Stored data
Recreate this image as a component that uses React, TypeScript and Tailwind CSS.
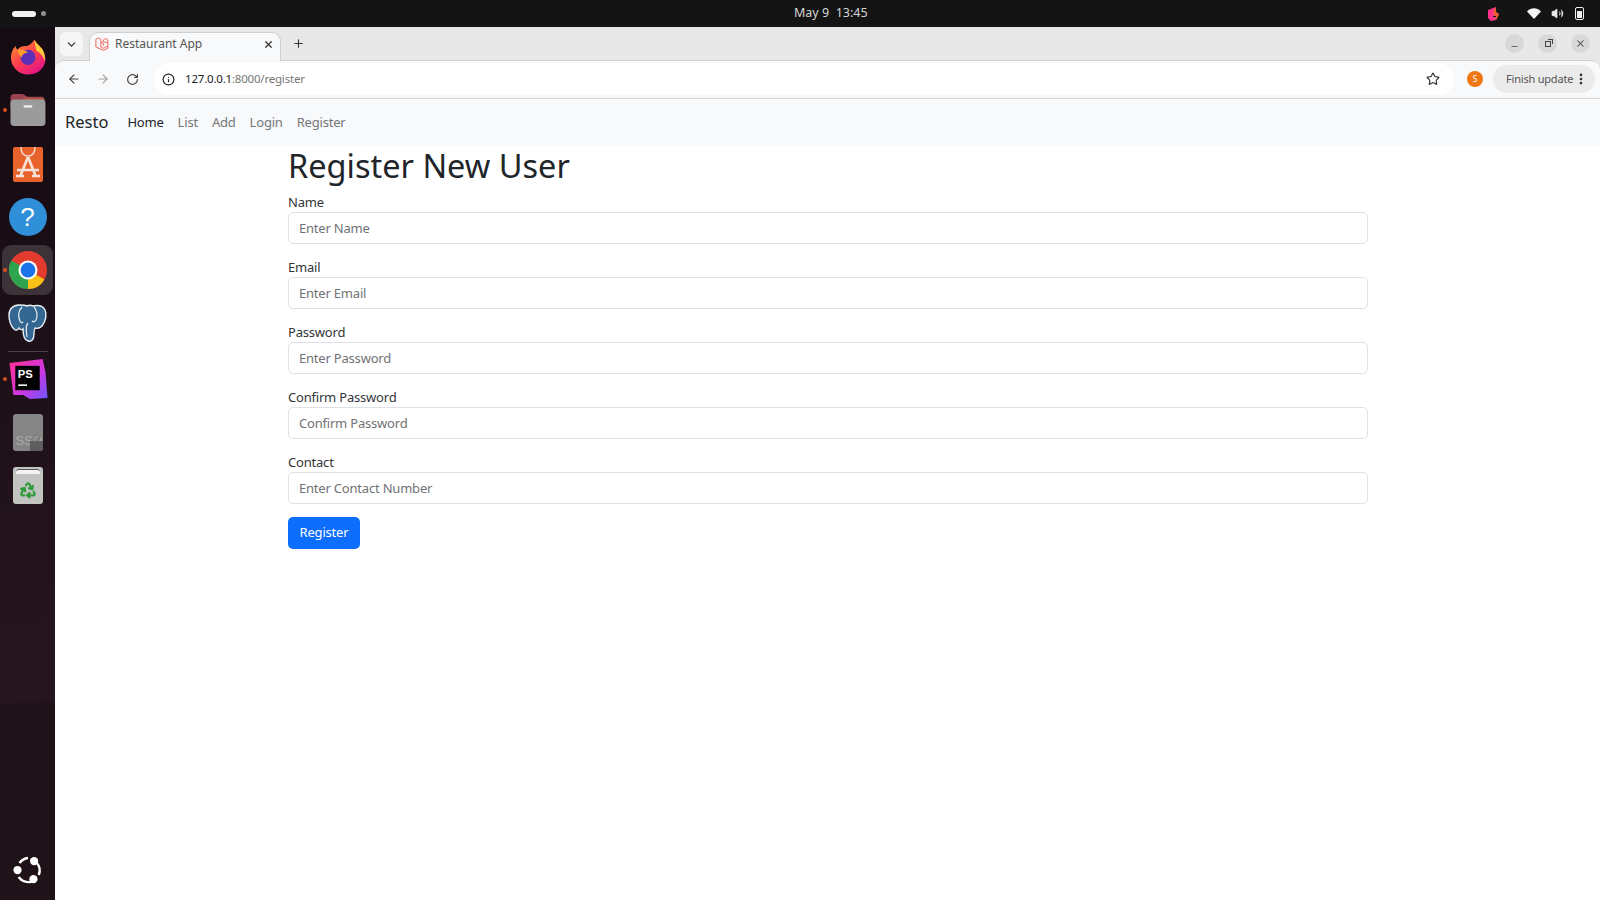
import React from 'react';
import { ArrowLeft, ArrowRight, ChevronDown, Info, Minus, MoreVertical, Plus, Recycle, RotateCw, Star, Volume2, X } from 'lucide-react';

const uiFont = "font-['Noto_Sans',sans-serif]";

const fields = [
  { label: 'Name', placeholder: 'Enter Name' },
  { label: 'Email', placeholder: 'Enter Email' },
  { label: 'Password', placeholder: 'Enter Password' },
  { label: 'Confirm Password', placeholder: 'Confirm Password' },
  { label: 'Contact', placeholder: 'Enter Contact Number' },
];

const navLinks = ['List', 'Add', 'Login', 'Register'];

const Firefox = () => (
  <svg width="36" height="37" viewBox="0 0 38 38">
    <defs>
      <linearGradient id="ffbody" x1="0" y1="0" x2="0.7" y2="1">
        <stop offset="0" stopColor="#ff9a2e" />
        <stop offset="0.55" stopColor="#ff3f4c" />
        <stop offset="1" stopColor="#e31587" />
      </linearGradient>
    </defs>
    <path d="M26 1c1 4 5 6 8 10 3 5 4 10 3 14-2 8-9 13-18 13C9 38 1 30 1 20 1 15 3 11 6 8c0 2 1 3 2 4 2-3 5-4 8-4 4 0 6-2 10-7z" fill="url(#ffbody)" />
    <path d="M26 1c1 4 5 6 8 10 3 5 3 9 3 13-2-5-5-9-9-11-1-4-2-8-2-12z" fill="#ffc93c" />
    <circle cx="19" cy="20" r="8" fill="#5b2fb8" />
    <path d="M8 12c4-1 8 0 11 3-4 0-6 2-7 5-2-2-4-5-4-8z" fill="#ff9a2e" />
  </svg>
);

const Folder = () => (
  <svg width="37" height="34" viewBox="0 0 38 36">
    <path d="M1 5a4 4 0 0 1 4-4h9l5 3h15a3 3 0 0 1 3 3v8H1z" fill="#9b4252" />
    <path d="M14 5h20a3 3 0 0 1 3 3v6H14z" fill="#b2553f" />
    <rect x="1" y="7" width="37" height="28" rx="4" fill="#9b9b9b" />
    <rect x="15" y="13" width="9" height="2.4" fill="#f2f2f2" />
  </svg>
);

const AppCenter = () => (
  <svg width="30" height="36" viewBox="0 0 30 36">
    <rect x="0" y="1" width="30" height="35" rx="2" fill="#e8622c" />
    <path d="M8 1c0 6 3 9 7 9s7-3 7-9" fill="none" stroke="#f6d6c6" strokeWidth="1.6" />
    <path d="M15 11 7 31M15 11l8 20M4 24h22M3 30h8M19 30h8" stroke="#f8e3d8" strokeWidth="2.6" fill="none" />
  </svg>
);

const Help = () => (
  <div className="flex h-[38px] w-[38px] items-center justify-center rounded-full bg-[#2f8fd8] text-[26px] leading-none text-white font-['Liberation_Sans',sans-serif]">
    ?
  </div>
);

const Chrome = () => (
  <svg width="38" height="38" viewBox="0 0 38 38">
    <circle cx="19" cy="19" r="19" fill="#e33b2e" />
    <path d="M19 19 35.5 28.5A19 19 0 0 1 19 38z" fill="#f9c118" />
    <path d="M19 19 19 38A19 19 0 0 1 2.5 9.5z" fill="#2ea44f" />
    <circle cx="19" cy="19" r="9.6" fill="#ffffff" />
    <circle cx="19" cy="19" r="7.4" fill="#1a73e8" />
  </svg>
);

const Postgres = () => (
  <svg width="40" height="40" viewBox="0 0 40 40">
    <path
      d="M11 2C5 2 1 6 1 12c0 6 2 11 5 14 2 2 4 1 5-1 1 2 3 2 4 1 0 5 1 11 5 12 4 1 6-2 6-7 0-3 0-4 1-6 3 1 5 0 7-2 4-5 5-12 3-16-2-4-7-5-12-4-2-1-4-1-6 0-2-1-5-1-8-1z"
      fill="#336791"
      stroke="#e9eef2"
      strokeWidth="1.4"
    />
    <path d="M14 4c-4 4-4 10-2 14 1 2 2 2 3 1M26 4c3 3 4 9 2 13-1 2-3 2-4 1M20 20c-2 2-2 8-1 14" fill="none" stroke="#e9eef2" strokeWidth="1.2" />
  </svg>
);

const PhpStorm = () => (
  <svg width="42" height="41" viewBox="0 0 42 42">
    <defs>
      <linearGradient id="psbg" x1="0" y1="0" x2="1" y2="1">
        <stop offset="0" stopColor="#ff318c" />
        <stop offset="0.55" stopColor="#d136e0" />
        <stop offset="1" stopColor="#6b57ff" />
      </linearGradient>
    </defs>
    <path d="M2 4 36 0l3 14 2 26-18 1-7-4H6z" fill="url(#psbg)" />
    <rect x="8" y="7" width="25" height="25" fill="#000000" />
    <text x="10.5" y="19.5" fontSize="11.5" fontWeight="700" fill="#ffffff" fontFamily="Liberation Sans, sans-serif">
      PS
    </text>
    <rect x="11" y="26" width="9" height="1.6" fill="#ffffff" />
  </svg>
);

const SsdDisk = () => (
  <div className="relative h-[37px] w-[30px] overflow-hidden rounded-[3px] bg-[#858585]">
    <span className="absolute bottom-[4px] left-[3px] text-[13px] leading-none text-[#a9a9a9] font-['Liberation_Sans',sans-serif]">
      SSD
    </span>
    <div className="absolute bottom-0 right-0 h-[10px] w-[13px] bg-[#5d5d5d]" />
    <div className="absolute bottom-[9px] right-[3px] h-[7px] w-[7px] rounded-t-full border border-b-0 border-[#777777]" />
  </div>
);

const Trash = () => (
  <div className="relative flex h-[37px] w-[30px] items-center justify-center rounded-[3px] bg-[#c2c4c2]">
    <div className="absolute left-[3px] right-[3px] top-[2px] h-[5px] rounded-t-[3px] border-t border-[#555555] bg-[#f4f4f4]" />
    <Recycle className="mt-[8px] h-[18px] w-[18px] text-[#2f9a3c]" strokeWidth={3} />
  </div>
);

const UbuntuLogo = () => (
  <svg width="30" height="30" viewBox="0 0 32 32">
    <path d="M7 8.5A13 13 0 0 1 16 3.2M25 8a13 13 0 0 1 2.5 13.4M20 28.4A13 13 0 0 1 6 23.5" fill="none" stroke="#ffffff" strokeWidth="2.6" />
    <circle cx="22.5" cy="6.5" r="4.4" fill="#ffffff" />
    <circle cx="4.8" cy="16" r="4.4" fill="#ffffff" />
    <circle cx="21.8" cy="25.8" r="4.4" fill="#ffffff" />
  </svg>
);

const LaravelMark = () => (
  <svg width="14" height="14" viewBox="0 0 24 24" fill="none" stroke="#ef5a52" strokeWidth="1.6">
    <path d="M1.5 4 6 1.5 10 4v13l4.5 2.5L22 15v-4.5l-4-2.2-3.7 2.2V15M1.5 4v13l13 6L22 19.5V15M10 10l4.3-2.2V5l4-2.3 3.7 2.3v5.5" />
  </svg>
);

const DockItem = ({ children, dot, active, h }: { children: React.ReactNode; dot?: boolean; active?: boolean; h: string }) => (
  <div className={`relative flex w-full items-center justify-center ${h}`}>
    {active && <div className="absolute left-[2px] top-[2px] bottom-[2px] right-[2px] rounded-[9px] bg-[#3b3338]" />}
    {dot && <div className="absolute left-[3px] top-1/2 h-[4px] w-[4px] -translate-y-1/2 rounded-full bg-[#d9501e]" />}
    <div className="relative flex">{children}</div>
  </div>
);

const Dock = () => (
  <div className="flex w-[55px] shrink-0 flex-col items-center bg-[linear-gradient(176deg,#150b12_0%,#26151f_77%,#1f1219_77.5%,#1f1219_100%)] pt-[3px]">
    <DockItem h="h-[53px]">
      <Firefox />
    </DockItem>
    <DockItem h="h-[54px]" dot>
      <Folder />
    </DockItem>
    <DockItem h="h-[53px]">
      <AppCenter />
    </DockItem>
    <DockItem h="h-[53px]">
      <Help />
    </DockItem>
    <DockItem h="h-[54px]" dot active>
      <Chrome />
    </DockItem>
    <DockItem h="h-[52px]">
      <Postgres />
    </DockItem>
    <div className="mt-[2px] h-px w-[40px] bg-[#4a3d46]" />
    <DockItem h="h-[54px]" dot>
      <PhpStorm />
    </DockItem>
    <DockItem h="h-[53px]">
      <SsdDisk />
    </DockItem>
    <DockItem h="h-[53px]">
      <Trash />
    </DockItem>
    <div className="mt-auto w-full">
      <DockItem h="h-[60px]">
        <UbuntuLogo />
      </DockItem>
    </div>
  </div>
);

const TopBar = () => (
  <div className="relative flex h-[27px] shrink-0 items-center justify-between bg-[#141414] pl-[12px] pr-[16px]">
    <div className="flex items-center gap-[5px]">
      <div className="h-[6px] w-[24px] rounded-full bg-[#f2f2f2]" />
      <div className="h-[5px] w-[5px] rounded-full bg-[#8f8f8f]" />
    </div>
    <div className="absolute left-[794px] top-[4px] text-[12.5px] leading-[17px] text-[#d6d6d6]">May 9&nbsp;&nbsp;13:45</div>
    <div className="flex items-center">
      <svg className="mr-[28px]" width="12" height="14" viewBox="0 0 12 14">
        <path d="M1 3 9 0v5l3 2-3 6-5 1-3-3z" fill="#ff318c" />
        <path d="M6 5 9 0v5l3 2-3 6z" fill="#e8622c" />
        <rect x="6" y="9" width="3" height="1" fill="#111111" />
      </svg>
      <svg className="mr-[10px]" width="14" height="11" viewBox="0 0 14 11">
        <path d="M0 3.4C4-.9 10-.9 14 3.4L7 11z" fill="#f5f5f5" />
      </svg>
      <Volume2 className="mr-[11px] h-[13px] w-[13px] text-[#eeeeee]" fill="#eeeeee" strokeWidth={1.5} />
      <div className="relative h-[13px] w-[9px] rounded-[2px] border border-[#eeeeee]">
        <div className="absolute bottom-[1px] left-[1px] right-[1px] h-[7px] bg-[#eeeeee]" />
      </div>
    </div>
  </div>
);

const TabStrip = () => (
  <div className="flex h-[33px] shrink-0 items-end bg-[#e8e8e8] pl-[5px]">
    <div className="mb-[4px] flex h-[24px] w-[23px] items-center justify-center rounded-[6px] bg-[#f6f6f6]">
      <ChevronDown className="h-[13px] w-[13px] text-[#333333]" strokeWidth={2.4} />
    </div>
    <div className="relative z-10 -mb-px ml-[6px] flex h-[29px] w-[192px] items-center rounded-t-[9px] border border-b-0 border-[#cfcfcf] bg-[#f8f9fa] pb-[6px] pl-[5px] pr-[6px]">
      <LaravelMark />
      <span className="ml-[6px] text-[12px] text-[#555555]">Restaurant App</span>
      <X className="ml-auto h-[11px] w-[11px] text-[#333333]" strokeWidth={2.6} />
    </div>
    <Plus className="mb-[10px] ml-[11px] h-[13px] w-[13px] text-[#333333]" strokeWidth={2} />
    <div className="mb-[7px] ml-auto mr-[10px] flex items-center gap-[14px]">
      <div className="flex h-[19px] w-[19px] items-center justify-center rounded-full bg-[#d8d8d8]">
        <Minus className="mt-[5px] h-[9px] w-[9px] text-[#444444]" strokeWidth={2} />
      </div>
      <div className="flex h-[19px] w-[19px] items-center justify-center rounded-full bg-[#d8d8d8]">
        <div className="relative mt-[1px] h-[6px] w-[6px] border border-[#444444] before:absolute before:-right-[3px] before:-top-[3px] before:h-[5px] before:w-[5px] before:border-r before:border-t before:border-[#444444]" />
      </div>
      <div className="flex h-[19px] w-[19px] items-center justify-center rounded-full bg-[#d8d8d8]">
        <X className="h-[11px] w-[11px] text-[#444444]" strokeWidth={2.2} />
      </div>
    </div>
  </div>
);

const Toolbar = () => (
  <div className="h-[39px] shrink-0 bg-[#e8e8e8]">
    <div className="flex h-full items-center rounded-t-[9px] border-b border-t border-b-[#d6d6d6] border-t-[#cfcfcf] bg-[#f8f9fa] pb-[1px] pl-[12px]">
      <ArrowLeft className="h-[14px] w-[14px] text-[#444444]" strokeWidth={2} />
      <ArrowRight className="ml-[15px] h-[14px] w-[14px] text-[#a0a0a0]" strokeWidth={2} />
      <RotateCw className="ml-[16px] h-[13px] w-[13px] text-[#444444]" strokeWidth={2.2} />
      <div className="ml-[15px] flex h-[32px] flex-1 items-center rounded-full bg-white pl-[8px] pr-[14px]">
        <Info className="h-[13px] w-[13px] text-[#222222]" strokeWidth={2.2} />
        <span className="ml-[10px] text-[11.5px] tracking-[-0.2px] text-[#222222]">
          127.0.0.1<span className="text-[#777777]">:8000/register</span>
        </span>
        <Star className="ml-auto h-[14px] w-[14px] text-[#333333]" strokeWidth={2} />
      </div>
      <div className="ml-[13px] flex h-[16px] w-[16px] items-center justify-center rounded-full bg-[#ef7610] text-[9px] text-white">S</div>
      <div className="ml-[10px] mr-[5px] flex h-[28px] w-[102px] items-center rounded-full bg-[#ebebeb] pl-[13px] pr-[7px]">
        <span className="text-[11px] tracking-[-0.2px] text-[#555555]">Finish update</span>
        <MoreVertical className="ml-auto h-[14px] w-[14px] text-[#333333]" strokeWidth={2.6} />
      </div>
    </div>
  </div>
);

const Navbar = () => (
  <nav className="flex h-[47px] shrink-0 items-center bg-[#f8f9fa] pl-[10px]">
    <a className="mr-[19px] text-[16.5px] text-[#212529]">Resto</a>
    <a className="text-[13px] tracking-[-0.2px] text-[#212529]">Home</a>
    {navLinks.map((link) => (
      <a key={link} className="ml-[14px] text-[13px] tracking-[-0.2px] text-[#74777a]">
        {link}
      </a>
    ))}
  </nav>
);

const RegisterForm = () => (
  <div className="ml-[233px] w-[1080px]">
    <h1 className="mt-[1px] text-[32.5px] leading-[38px] text-[#212529]">Register New User</h1>
    <form className="mt-[7px]">
      {fields.map((field) => (
        <div key={field.label} className="mb-[13px]">
          <label className="block text-[13px] leading-[20px] tracking-[-0.2px] text-[#333639]">{field.label}</label>
          <input
            placeholder={field.placeholder}
            className="block h-[32px] w-full rounded-[5px] border border-[#dee2e6] bg-white px-[10px] pb-[1px] text-[13px] tracking-[-0.2px] text-[#212529] placeholder:text-[#6f7276]"
          />
        </div>
      ))}
      <button type="button" className="h-[32px] w-[72px] rounded-[5px] bg-[#0d6efd] text-[13px] tracking-[-0.2px] text-white">
        Register
      </button>
    </form>
  </div>
);

export default function App() {
  return (
    <div className={`flex h-[900px] w-[1600px] flex-col overflow-hidden bg-white ${uiFont}`}>
      <TopBar />
      <div className="flex min-h-0 flex-1">
        <Dock />
        <div className="flex min-w-0 flex-1 flex-col">
          <TabStrip />
          <Toolbar />
          <Navbar />
          <RegisterForm />
        </div>
      </div>
    </div>
  );
}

Work to complete
Leave out any pictures and return exactly the lines from the beginning of the data through the line with "const navLinks = ['List', 'Add', 'Login', 'Register'];", inclusive.

The result
Recreate this image as a component that uses React, TypeScript and Tailwind CSS.
import React from 'react';
import { ArrowLeft, ArrowRight, ChevronDown, Info, Minus, MoreVertical, Plus, Recycle, RotateCw, Star, Volume2, X } from 'lucide-react';

const uiFont = "font-['Noto_Sans',sans-serif]";

const fields = [
  { label: 'Name', placeholder: 'Enter Name' },
  { label: 'Email', placeholder: 'Enter Email' },
  { label: 'Password', placeholder: 'Enter Password' },
  { label: 'Confirm Password', placeholder: 'Confirm Password' },
  { label: 'Contact', placeholder: 'Enter Contact Number' },
];

const navLinks = ['List', 'Add', 'Login', 'Register'];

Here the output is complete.